The final type of action is litigation. In litigation you give up the ability to be a part of the decision making process in return for an enforceable judgment. Litigation is needed where parties are unable to reach an agreement either through mediation or negotiation of an agreement, or if there is a need for immediate intervention by the court to protect a person or asset. Even if parties start with litigation, it may be possible to conclude matters outside of court. Conversely, even if the parties begin the process with an attempt to mediate or negotiate a settlement, it may be possible to narrow down issues and litigate only those matters which could not be settled by the parties, thus streamlining the court process. Some parties find that due to non-legal issues they are unable to resolve matters outside the court and that it is necessary to file an action. Court actions are usually the most time consuming and expensive, and provide the least opportunity for personal involvement in the crafting of the order. When proceeding to court, you are able to take advantage of discovery laws which require parties to provide information under oath, and which provide a means of obtaining information from third parties.

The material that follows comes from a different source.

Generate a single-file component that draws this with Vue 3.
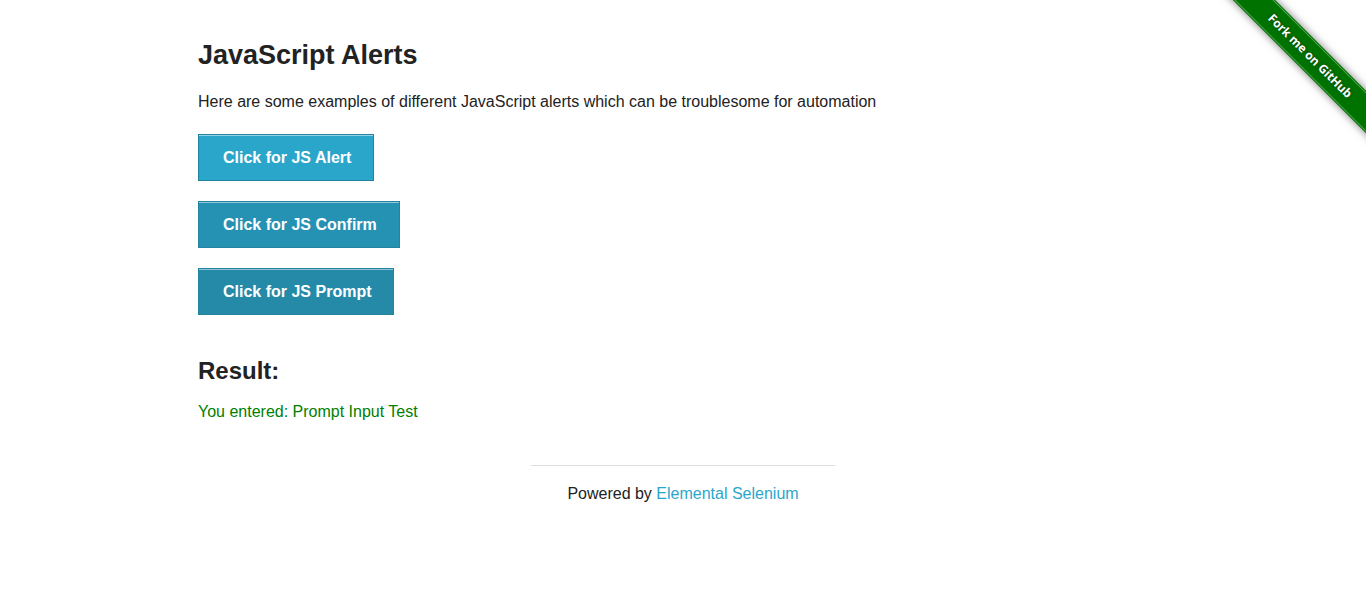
<script setup>
import { ref } from 'vue'

const result = ref('You entered: Prompt Input Test')

function jsAlert() {
  window.alert('I am a JS Alert')
  result.value = 'You successfully clicked an alert'
}

function jsConfirm() {
  const ok = window.confirm('I am a JS Confirm')
  result.value = ok ? 'You clicked: Ok' : 'You clicked: Cancel'
}

function jsPrompt() {
  const text = window.prompt('I am a JS prompt')
  result.value = 'You entered: ' + text
}
</script>

<template>
  <div class="page">
    <div class="corner">
      <a class="ribbon" href="#"><span>Fork me on GitHub</span></a>
    </div>
    <main class="row">
      <h3>JavaScript Alerts</h3>
      <p>Here are some examples of different JavaScript alerts which can be troublesome for automation</p>
      <ul class="actions">
        <li><button type="button" class="alert" @click="jsAlert">Click for JS Alert</button></li>
        <li><button type="button" class="confirm" @click="jsConfirm">Click for JS Confirm</button></li>
        <li><button type="button" class="prompt" @click="jsPrompt">Click for JS Prompt</button></li>
      </ul>
      <h4>Result:</h4>
      <p class="result">{{ result }}</p>
    </main>
    <footer class="row">
      <div class="powered">
        <hr>
        <div>Powered by <a href="#">Elemental Selenium</a></div>
      </div>
    </footer>
  </div>
</template>

<style>
body {
  background: #fff;
}
</style>

<style scoped>
.page {
  position: relative;
  padding-top: 36px;
  overflow: hidden;
  color: #222;
  font-family: "Liberation Sans", Arial, sans-serif;
  font-size: 16px;
  line-height: 26px;
}

.row {
  box-sizing: border-box;
  max-width: 1000px;
  margin: 0 auto;
  padding: 0 15px;
}

h3 {
  margin: 0 0 15px;
  font-size: 27px;
  line-height: 38px;
}

h4 {
  margin: 0 0 12px;
  font-size: 24px;
  line-height: 32px;
}

p {
  margin: 0 0 19px;
}

.actions {
  display: flex;
  flex-direction: column;
  align-items: flex-start;
  gap: 20px;
  margin: 0 0 40px;
  padding: 0;
  list-style: none;
}

.actions li {
  display: flex;
}

button {
  margin: 0;
  padding: 14px 22px 13px 24px;
  border: 1px solid #2284a1;
  border-radius: 0;
  box-shadow: inset 0 1px 0 rgba(255, 255, 255, 0.5);
  color: #fff;
  font-family: inherit;
  font-size: 16px;
  font-weight: bold;
  line-height: 18px;
  cursor: pointer;
}

.alert {
  background: #2ba6cb;
}

.confirm {
  background: #2592b4;
}

.prompt {
  background: #258aa8;
}

.result {
  color: green;
}

.powered {
  width: 304px;
  margin: 40px auto 0;
  text-align: center;
}

hr {
  margin: 0 0 15px;
  border: 0;
  border-top: 1px solid #ddd;
}

.powered a {
  color: #2ba6cb;
  text-decoration: none;
}

.corner {
  position: absolute;
  top: 0;
  right: 0;
  width: 149px;
  height: 149px;
  overflow: hidden;
}

.ribbon {
  position: absolute;
  top: 41px;
  left: -22px;
  width: 230px;
  padding: 1px 0;
  background: #007200;
  box-shadow: 0 0 8px rgba(0, 0, 0, 0.5);
  color: #fff;
  font-family: "Open Sans", "Noto Sans", sans-serif;
  font-size: 12px;
  font-weight: bold;
  line-height: 26px;
  text-align: center;
  text-decoration: none;
  text-shadow: 0 0 3px rgba(0, 0, 0, 0.5);
  transform: rotate(45deg);
}

.ribbon span {
  display: block;
  border-top: 1px solid #55a655;
  border-bottom: 1px solid #55a655;
}
</style>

Regardless of whether your matter is a complex one or an uncontested distribution, we at Bender LeFante Law Offices want the final product to reflect your needs and desires. In order to advise you properly, we need you to gather information and provide it to us as soon as possible. The attorney will review the documents and consult with you as to your needs and desires. In order to provide effective representation, your attorney will need you to review a written history of your marriage, paying particular attention to any matters you believe to be significant. If custody is at issue, you will also need to provide us with a custody history and list of possible witnesses. You will also need to provide us with financial information. While many people do not have all the necessary information when they begin the separation process, it is important to gather the information as quickly as possible so that matters can proceed.
Do not underestimate the need to be equally prepared for drafting an agreement, negotiations, mediation, or arbitration as for court. Being able to back up negotiations with facts will lend credence to any position. Amorphous statements that “My client hopes to return to college” are no where near as persuasive as “My client has made inquiries as to the teaching program and has determined that she needs 29 credits which she can earn in 2 years if she attends school full time and then she needs an additional year to obtain employment and stabilize her job situation.”
Last, do not forget that there are at least two parties to any action. While we will strongly advocate for your position, we will also counsel you as to the strengths and weaknesses of your matter and suggest possible alternatives and compromises. Unless you know where you stand, you cannot make a reasoned decision as to how your matter should be resolved. Whichever process is right for you we are able to give you the support and expertise that you need to successfully settle your family law matter.